Massachusetts health care reform and Obamacare, in spite of all their positive contributions, cannot and have not addressed all of the flaws in our profit-based health care system. This is reflected in the alarming decline in the number of Berkshire residents getting cancer screenings, which though unexplained, is likely to be a result in large part of the cost of the tests.
Berkshire Medical Center reports declines in exams for skin cancer, in mammography tests and in colonoscopies (Eagle, Jan. 9) that mirror declines reported nationally by the American Cancer Society, and what is particularly worrisome is that the declines follow years of escalating tests and screenings by Americans. Some medical tests can be expensive, and while the industry has tried to tackle this problem in recent years success has been minimal. If health insurance policies are weak, patients can be left with out-of- pocket costs that can be prohibitive in a tough economy.
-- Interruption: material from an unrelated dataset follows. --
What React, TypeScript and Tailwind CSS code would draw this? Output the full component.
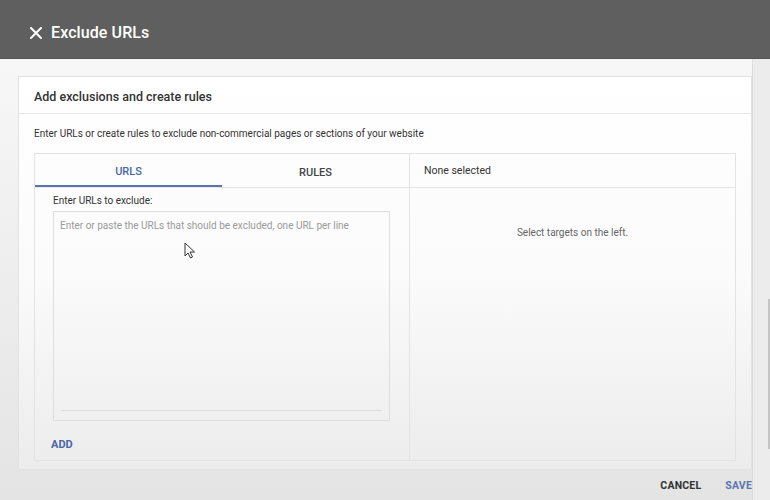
import React from "react";

export default function App() {
  return (
    <div className="w-[770px] h-[500px] flex flex-col overflow-hidden" style={{ fontFamily: "Roboto, 'Liberation Sans', sans-serif" }}>
      {/* Header */}
      <div className="h-[59px] shrink-0 bg-[#5f5f5f] flex items-center pl-[30px] pt-[8px] border-b border-[#555]">
        <svg width="12" height="12" viewBox="0 0 12 12" className="mr-[9px]">
          <path d="M1 1L11 11M11 1L1 11" stroke="#ffffff" strokeWidth="2" strokeLinecap="square" />
        </svg>
        <span className="text-white text-[16px] font-medium tracking-[0.1px]">Exclude URLs</span>
      </div>

      {/* Body */}
      <div className="flex-1 min-h-0 flex bg-gradient-to-b from-[#f7f7f7] to-[#e4e4e4]">
        <div className="flex-1 flex flex-col pl-[18px] pt-[17px]">
          {/* Card */}
          <div className="h-[394px] shrink-0 flex flex-col border border-[#e2e2e2] bg-gradient-to-b from-[#ffffff] via-[#fbfbfb] to-[#ececec]">
            <div className="h-[37px] shrink-0 flex items-center pl-[15px] pt-[4px] border-b border-[#e6e6e6]">
              <span className="text-[12.5px] font-medium text-[#333]">Add exclusions and create rules</span>
            </div>
            <div className="h-[39px] shrink-0 flex items-center pl-[15px]">
              <span className="text-[10px] text-[#333]">Enter URLs or create rules to exclude non-commercial pages or sections of your website</span>
            </div>
            {/* Inner box */}
            <div className="mx-[15px] h-[308px] flex border border-[#e3e3e3]">
              {/* Left column */}
              <div className="w-[375px] flex flex-col border-r border-[#e3e3e3]">
                <div className="h-[34px] shrink-0 flex border-b border-[#e6e6e6]">
                  <div className="w-[187px] flex items-center justify-center pt-[6px] border-b-2 border-[#5a76b0]">
                    <span className="text-[11px] font-medium text-[#4a66a6]">URLS</span>
                  </div>
                  <div className="flex-1 flex items-center justify-center pt-[6px]">
                    <span className="text-[11px] font-medium text-[#444]">RULES</span>
                  </div>
                </div>
                <div className="pl-[18px] pr-[19px] flex flex-col">
                  <div className="h-[23px] flex items-center pt-[1px]">
                    <span className="text-[10px] text-[#333]">Enter URLs to exclude:</span>
                  </div>
                  <div className="h-[210px] border border-[#dedede] flex flex-col px-[6px] pt-[6px] pb-[9px]">
                    <span className="text-[10px] text-[#9a9a9a]">Enter or paste the URLs that should be excluded, one URL per line</span>
                    <div className="flex-1 relative">
                      <svg width="12" height="17" viewBox="0 0 12 17" className="absolute left-[124px] top-[9px]">
                        <path d="M1 1V14L4 11L6.5 16L8.5 15L6 10H10.5Z" fill="#fff" stroke="#333" strokeWidth="1" strokeLinejoin="round" />
                      </svg>
                    </div>
                    <div className="h-px bg-[#dcdcdc] mx-[1px]" />
                  </div>
                  <div className="h-[45px] flex items-center pt-[3px]">
                    <span className="text-[11px] font-bold text-[#4a66a6] -ml-[2px]">ADD</span>
                  </div>
                </div>
              </div>
              {/* Right column */}
              <div className="flex-1 flex flex-col">
                <div className="h-[34px] shrink-0 flex items-center pl-[14px] border-b border-[#e6e6e6]">
                  <span className="text-[10.5px] text-[#333]">None selected</span>
                </div>
                <div className="h-[88px] flex items-center justify-center">
                  <span className="text-[10px] text-[#666]">Select targets on the left.</span>
                </div>
              </div>
            </div>
          </div>
          {/* Footer */}
          <div className="flex-1 flex items-center justify-end pt-[2px] gap-[24px]">
            <span className="text-[10.5px] font-bold text-[#333] tracking-[0.2px]">CANCEL</span>
            <span className="text-[10.5px] font-bold text-[#5a76b0] tracking-[0.2px]">SAVE</span>
          </div>
        </div>
        {/* Right strip */}
        <div className="w-[18px] flex justify-end border-l border-[#dcdcdc] bg-[#ececec]">
          <div className="w-[2px] h-[150px] mt-[240px] bg-[#c4c4c4]" />
        </div>
      </div>
    </div>
  );
}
This must be measured, of course, against the high cost of treating cancer if it has gone undetected. Screenings for colon, breast and skin cancer indisputably save lives and reduce health care costs by reducing the number of costly cancer treatments. People may be confused about when and how often they should get tests, particularly in the case of mammography screenings, about which there is considerable debate among physicians, but information is available from primary care physicians
The health care debate will probably always rage in our country but certain facts are indisputable, and one is that prevention is far less costly than treatment. Cancer not only costs lives but it can cost savings, paychecks and time spent undergoing lengthy and often difficult treatment procedures. A colonoscopy, the preparation especially, is seen as unpleasant but it beats the alternative if cancer goes undetected. Test costs must be reduced and insurance coverage improved, but screenings are still a bargain in many ways.